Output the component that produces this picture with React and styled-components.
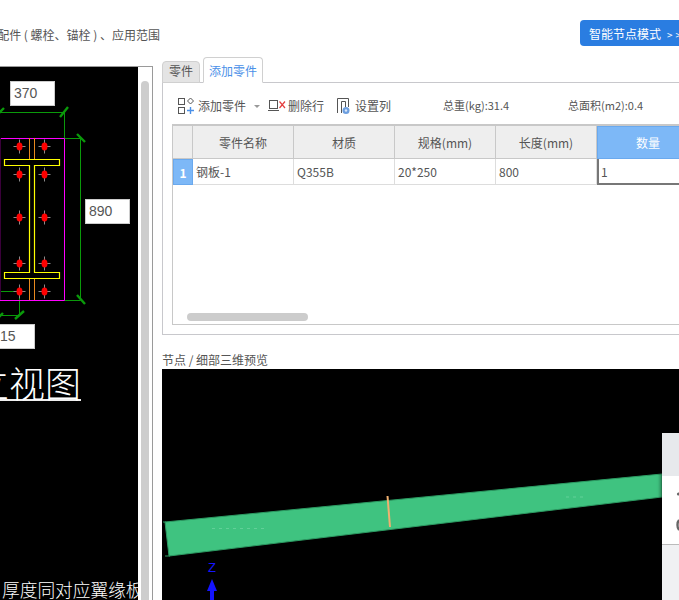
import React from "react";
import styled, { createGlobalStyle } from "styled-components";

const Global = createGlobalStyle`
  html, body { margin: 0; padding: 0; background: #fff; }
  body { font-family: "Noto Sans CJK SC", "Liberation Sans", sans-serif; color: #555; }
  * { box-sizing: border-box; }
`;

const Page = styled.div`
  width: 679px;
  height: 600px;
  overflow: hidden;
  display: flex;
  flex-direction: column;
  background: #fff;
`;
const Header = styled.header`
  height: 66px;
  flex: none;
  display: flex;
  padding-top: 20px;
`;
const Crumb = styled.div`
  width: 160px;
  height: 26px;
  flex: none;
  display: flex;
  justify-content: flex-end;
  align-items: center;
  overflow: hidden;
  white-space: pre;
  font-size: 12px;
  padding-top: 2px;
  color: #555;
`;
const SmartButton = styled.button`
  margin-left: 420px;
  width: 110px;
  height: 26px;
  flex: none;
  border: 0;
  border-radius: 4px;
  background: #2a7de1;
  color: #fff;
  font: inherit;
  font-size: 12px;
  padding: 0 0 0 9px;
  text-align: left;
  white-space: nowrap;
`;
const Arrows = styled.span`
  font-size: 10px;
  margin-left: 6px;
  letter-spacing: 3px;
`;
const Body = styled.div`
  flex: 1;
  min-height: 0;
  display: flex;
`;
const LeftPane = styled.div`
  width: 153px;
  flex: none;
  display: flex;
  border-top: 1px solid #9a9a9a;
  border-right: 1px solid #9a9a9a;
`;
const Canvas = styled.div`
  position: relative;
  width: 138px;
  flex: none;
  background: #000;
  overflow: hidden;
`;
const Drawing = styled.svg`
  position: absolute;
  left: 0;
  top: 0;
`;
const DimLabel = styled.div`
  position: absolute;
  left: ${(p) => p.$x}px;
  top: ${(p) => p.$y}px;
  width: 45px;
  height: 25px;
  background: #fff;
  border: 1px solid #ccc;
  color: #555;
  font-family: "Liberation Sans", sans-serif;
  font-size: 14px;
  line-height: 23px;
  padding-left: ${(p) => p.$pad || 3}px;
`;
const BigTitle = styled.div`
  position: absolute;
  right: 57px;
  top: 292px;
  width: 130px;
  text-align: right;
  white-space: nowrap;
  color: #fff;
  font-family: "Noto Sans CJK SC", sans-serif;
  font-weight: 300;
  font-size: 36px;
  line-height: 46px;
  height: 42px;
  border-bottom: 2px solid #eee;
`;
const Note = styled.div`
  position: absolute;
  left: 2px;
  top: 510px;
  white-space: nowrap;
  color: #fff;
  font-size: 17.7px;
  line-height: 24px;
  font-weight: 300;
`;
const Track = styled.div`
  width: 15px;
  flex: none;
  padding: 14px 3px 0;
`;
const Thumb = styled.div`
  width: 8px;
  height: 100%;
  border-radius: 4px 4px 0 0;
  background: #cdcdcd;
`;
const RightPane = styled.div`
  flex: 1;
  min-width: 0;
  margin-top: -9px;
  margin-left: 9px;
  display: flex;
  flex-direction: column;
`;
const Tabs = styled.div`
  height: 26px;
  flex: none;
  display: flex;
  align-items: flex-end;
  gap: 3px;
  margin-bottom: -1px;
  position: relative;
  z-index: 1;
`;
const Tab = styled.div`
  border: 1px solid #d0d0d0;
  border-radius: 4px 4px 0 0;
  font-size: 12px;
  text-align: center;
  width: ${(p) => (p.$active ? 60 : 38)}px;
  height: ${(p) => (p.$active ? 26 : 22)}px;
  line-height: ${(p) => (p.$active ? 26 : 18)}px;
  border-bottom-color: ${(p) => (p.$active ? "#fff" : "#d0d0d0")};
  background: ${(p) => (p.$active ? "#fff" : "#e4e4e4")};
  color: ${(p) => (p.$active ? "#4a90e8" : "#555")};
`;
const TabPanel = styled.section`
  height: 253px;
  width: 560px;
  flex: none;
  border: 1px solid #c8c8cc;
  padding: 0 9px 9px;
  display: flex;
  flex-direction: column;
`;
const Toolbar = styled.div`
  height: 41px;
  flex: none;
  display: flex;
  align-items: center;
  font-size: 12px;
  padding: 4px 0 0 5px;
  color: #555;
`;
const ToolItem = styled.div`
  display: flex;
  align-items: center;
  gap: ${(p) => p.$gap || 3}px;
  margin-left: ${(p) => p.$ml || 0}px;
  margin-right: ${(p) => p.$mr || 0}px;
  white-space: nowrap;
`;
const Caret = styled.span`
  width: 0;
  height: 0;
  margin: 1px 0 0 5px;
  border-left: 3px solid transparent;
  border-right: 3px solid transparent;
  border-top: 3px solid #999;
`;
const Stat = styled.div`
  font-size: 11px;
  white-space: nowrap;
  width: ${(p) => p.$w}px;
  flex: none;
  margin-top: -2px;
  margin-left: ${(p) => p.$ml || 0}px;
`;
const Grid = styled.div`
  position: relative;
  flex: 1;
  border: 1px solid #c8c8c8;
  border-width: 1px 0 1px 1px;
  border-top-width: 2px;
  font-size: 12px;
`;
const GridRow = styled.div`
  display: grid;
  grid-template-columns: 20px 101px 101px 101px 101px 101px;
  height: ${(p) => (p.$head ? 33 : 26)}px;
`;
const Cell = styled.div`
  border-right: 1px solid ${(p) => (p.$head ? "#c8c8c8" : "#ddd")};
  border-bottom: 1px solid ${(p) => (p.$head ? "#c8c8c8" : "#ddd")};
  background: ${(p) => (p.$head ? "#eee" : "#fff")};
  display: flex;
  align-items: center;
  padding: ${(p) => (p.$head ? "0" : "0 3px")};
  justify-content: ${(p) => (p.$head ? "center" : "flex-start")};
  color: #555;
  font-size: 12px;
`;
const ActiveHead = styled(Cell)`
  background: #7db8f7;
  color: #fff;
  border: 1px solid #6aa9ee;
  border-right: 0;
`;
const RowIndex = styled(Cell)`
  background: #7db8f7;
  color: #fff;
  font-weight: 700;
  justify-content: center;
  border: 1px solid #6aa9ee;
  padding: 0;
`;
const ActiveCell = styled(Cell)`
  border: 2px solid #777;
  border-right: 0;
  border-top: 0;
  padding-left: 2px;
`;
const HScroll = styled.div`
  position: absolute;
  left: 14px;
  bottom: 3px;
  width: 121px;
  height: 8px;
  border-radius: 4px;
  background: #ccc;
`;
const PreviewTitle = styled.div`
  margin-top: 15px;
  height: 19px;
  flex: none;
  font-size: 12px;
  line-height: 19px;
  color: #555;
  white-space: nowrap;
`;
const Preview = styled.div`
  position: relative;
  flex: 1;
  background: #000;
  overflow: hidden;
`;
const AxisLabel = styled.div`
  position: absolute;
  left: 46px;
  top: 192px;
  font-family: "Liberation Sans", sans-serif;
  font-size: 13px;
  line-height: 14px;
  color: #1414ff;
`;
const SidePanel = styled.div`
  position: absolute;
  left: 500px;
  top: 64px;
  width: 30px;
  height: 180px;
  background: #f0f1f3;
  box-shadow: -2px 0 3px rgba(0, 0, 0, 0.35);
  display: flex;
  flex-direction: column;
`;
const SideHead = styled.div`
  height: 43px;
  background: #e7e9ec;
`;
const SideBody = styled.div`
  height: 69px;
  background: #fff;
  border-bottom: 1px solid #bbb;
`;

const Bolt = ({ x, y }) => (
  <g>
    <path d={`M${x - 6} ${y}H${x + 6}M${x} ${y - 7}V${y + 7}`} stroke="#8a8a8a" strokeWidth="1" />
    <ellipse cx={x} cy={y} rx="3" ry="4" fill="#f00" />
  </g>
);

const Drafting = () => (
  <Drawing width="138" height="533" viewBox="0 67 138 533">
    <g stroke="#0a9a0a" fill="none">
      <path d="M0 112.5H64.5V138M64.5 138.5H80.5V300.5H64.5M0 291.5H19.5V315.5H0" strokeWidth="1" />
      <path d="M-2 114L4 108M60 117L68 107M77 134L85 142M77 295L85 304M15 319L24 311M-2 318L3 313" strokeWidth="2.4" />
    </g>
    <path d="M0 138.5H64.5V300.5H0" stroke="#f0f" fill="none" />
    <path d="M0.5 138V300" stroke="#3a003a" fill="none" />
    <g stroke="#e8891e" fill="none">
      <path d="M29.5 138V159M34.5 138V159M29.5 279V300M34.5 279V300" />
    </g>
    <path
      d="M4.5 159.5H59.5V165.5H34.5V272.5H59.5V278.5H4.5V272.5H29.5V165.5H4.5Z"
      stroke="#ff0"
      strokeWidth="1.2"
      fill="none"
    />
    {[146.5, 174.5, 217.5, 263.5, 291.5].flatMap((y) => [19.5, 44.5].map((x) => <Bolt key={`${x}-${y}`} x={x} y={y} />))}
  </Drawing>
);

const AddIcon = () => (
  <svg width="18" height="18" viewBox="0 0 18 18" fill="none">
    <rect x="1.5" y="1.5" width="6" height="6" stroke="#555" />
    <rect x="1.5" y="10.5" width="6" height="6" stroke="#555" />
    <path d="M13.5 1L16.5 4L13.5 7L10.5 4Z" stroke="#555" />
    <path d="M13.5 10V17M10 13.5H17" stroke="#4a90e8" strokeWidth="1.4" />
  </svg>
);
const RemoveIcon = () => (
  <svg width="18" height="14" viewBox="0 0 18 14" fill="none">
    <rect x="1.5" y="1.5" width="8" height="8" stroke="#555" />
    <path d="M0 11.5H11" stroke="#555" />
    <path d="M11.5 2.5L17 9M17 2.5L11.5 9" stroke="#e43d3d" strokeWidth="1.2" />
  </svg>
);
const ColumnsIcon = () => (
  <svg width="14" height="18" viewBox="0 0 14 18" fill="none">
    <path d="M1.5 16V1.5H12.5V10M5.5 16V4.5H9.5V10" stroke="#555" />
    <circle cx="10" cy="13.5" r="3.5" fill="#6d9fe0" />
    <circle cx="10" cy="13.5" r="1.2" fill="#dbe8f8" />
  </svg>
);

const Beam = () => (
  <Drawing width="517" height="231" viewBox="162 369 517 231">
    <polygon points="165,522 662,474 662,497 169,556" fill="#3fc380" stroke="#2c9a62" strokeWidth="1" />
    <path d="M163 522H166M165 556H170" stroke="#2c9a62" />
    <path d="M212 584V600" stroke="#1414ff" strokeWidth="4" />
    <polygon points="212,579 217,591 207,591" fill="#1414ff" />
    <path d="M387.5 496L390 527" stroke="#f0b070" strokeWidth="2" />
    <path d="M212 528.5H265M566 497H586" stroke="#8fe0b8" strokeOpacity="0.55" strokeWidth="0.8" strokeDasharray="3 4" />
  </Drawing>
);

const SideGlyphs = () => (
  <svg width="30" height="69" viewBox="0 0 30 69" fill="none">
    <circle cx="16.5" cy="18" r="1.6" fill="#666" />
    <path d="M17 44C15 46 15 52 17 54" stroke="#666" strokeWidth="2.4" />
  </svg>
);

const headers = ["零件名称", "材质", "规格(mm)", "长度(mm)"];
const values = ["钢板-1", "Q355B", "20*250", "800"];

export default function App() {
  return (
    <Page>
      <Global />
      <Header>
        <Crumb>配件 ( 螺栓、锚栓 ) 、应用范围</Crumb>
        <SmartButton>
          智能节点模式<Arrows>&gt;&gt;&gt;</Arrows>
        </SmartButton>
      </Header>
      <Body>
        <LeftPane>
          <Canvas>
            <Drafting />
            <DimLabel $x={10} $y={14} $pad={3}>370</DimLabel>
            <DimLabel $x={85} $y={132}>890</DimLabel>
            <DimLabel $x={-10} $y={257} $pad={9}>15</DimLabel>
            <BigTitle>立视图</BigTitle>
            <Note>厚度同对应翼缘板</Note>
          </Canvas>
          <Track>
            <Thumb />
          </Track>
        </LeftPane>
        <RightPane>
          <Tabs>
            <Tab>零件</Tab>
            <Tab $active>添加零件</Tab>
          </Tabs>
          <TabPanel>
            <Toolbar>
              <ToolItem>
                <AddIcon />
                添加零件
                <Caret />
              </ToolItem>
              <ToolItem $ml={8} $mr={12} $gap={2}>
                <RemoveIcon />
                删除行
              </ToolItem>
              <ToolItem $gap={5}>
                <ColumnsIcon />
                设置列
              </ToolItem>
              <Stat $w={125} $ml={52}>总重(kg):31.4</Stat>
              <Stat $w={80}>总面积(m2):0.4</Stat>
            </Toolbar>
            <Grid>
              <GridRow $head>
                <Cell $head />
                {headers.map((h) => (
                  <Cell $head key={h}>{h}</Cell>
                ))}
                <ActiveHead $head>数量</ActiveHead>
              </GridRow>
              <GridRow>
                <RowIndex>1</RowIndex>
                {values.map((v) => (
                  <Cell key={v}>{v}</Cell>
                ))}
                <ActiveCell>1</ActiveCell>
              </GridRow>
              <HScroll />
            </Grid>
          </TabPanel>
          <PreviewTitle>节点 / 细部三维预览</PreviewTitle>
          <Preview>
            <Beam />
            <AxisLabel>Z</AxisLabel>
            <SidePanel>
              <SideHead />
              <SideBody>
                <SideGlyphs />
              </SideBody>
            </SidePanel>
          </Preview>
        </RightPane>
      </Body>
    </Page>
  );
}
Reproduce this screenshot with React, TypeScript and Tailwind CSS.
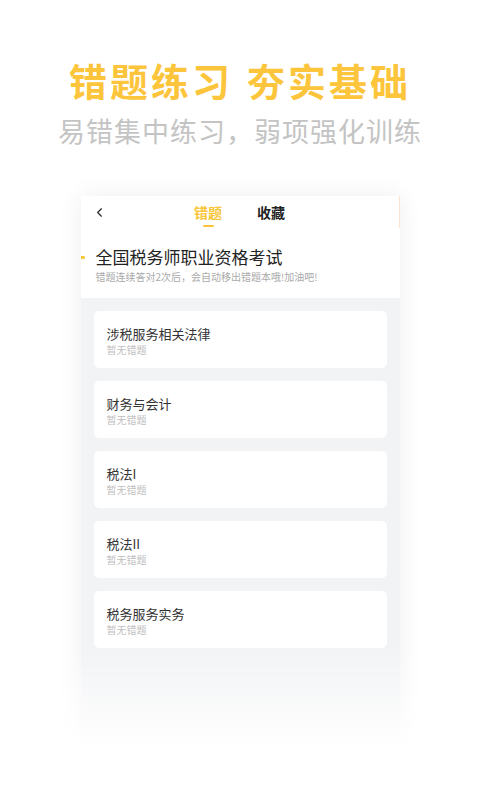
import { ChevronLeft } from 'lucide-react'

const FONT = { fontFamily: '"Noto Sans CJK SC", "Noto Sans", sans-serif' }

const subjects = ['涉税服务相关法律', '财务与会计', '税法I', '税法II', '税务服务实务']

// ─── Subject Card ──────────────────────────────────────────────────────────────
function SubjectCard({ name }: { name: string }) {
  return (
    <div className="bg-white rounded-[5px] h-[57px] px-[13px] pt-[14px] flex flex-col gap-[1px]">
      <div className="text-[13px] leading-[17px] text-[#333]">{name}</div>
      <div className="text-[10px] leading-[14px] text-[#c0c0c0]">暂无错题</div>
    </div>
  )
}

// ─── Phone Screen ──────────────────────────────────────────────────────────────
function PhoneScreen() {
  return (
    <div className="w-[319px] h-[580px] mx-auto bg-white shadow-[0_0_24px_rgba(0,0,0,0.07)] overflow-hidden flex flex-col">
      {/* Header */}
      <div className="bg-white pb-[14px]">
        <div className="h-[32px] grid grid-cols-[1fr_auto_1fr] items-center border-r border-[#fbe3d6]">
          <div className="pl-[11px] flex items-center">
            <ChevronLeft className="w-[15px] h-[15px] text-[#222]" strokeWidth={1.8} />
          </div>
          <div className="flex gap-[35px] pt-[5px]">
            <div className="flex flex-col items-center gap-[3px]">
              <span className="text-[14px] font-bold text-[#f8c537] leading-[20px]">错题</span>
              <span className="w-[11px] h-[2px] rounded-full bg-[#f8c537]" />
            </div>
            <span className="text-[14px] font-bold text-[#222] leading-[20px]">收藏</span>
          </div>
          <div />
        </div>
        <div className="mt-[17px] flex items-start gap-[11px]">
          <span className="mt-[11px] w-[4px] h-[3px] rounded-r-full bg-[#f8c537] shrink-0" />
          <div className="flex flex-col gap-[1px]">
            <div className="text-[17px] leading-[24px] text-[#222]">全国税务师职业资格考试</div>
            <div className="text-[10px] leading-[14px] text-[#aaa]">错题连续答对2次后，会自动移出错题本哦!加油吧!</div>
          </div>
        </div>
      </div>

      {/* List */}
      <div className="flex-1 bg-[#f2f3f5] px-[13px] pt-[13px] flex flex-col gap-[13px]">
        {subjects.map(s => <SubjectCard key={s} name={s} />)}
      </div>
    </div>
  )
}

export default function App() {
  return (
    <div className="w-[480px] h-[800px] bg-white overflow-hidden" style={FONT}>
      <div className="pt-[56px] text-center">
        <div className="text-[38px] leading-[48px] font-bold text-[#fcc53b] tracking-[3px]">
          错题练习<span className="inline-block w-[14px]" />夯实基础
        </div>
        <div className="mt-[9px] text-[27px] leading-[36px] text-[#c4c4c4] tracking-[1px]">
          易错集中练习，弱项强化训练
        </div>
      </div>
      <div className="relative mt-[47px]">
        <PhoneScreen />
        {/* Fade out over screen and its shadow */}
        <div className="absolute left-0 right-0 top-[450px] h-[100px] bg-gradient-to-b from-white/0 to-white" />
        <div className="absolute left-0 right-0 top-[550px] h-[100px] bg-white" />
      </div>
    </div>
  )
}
==================================================
### To do
Scan the entries above for the word "with" and collect each line holding it.

### The solution
Output the component that produces this picture with React and styled-components.
Reproduce this screenshot with React, TypeScript and Tailwind CSS.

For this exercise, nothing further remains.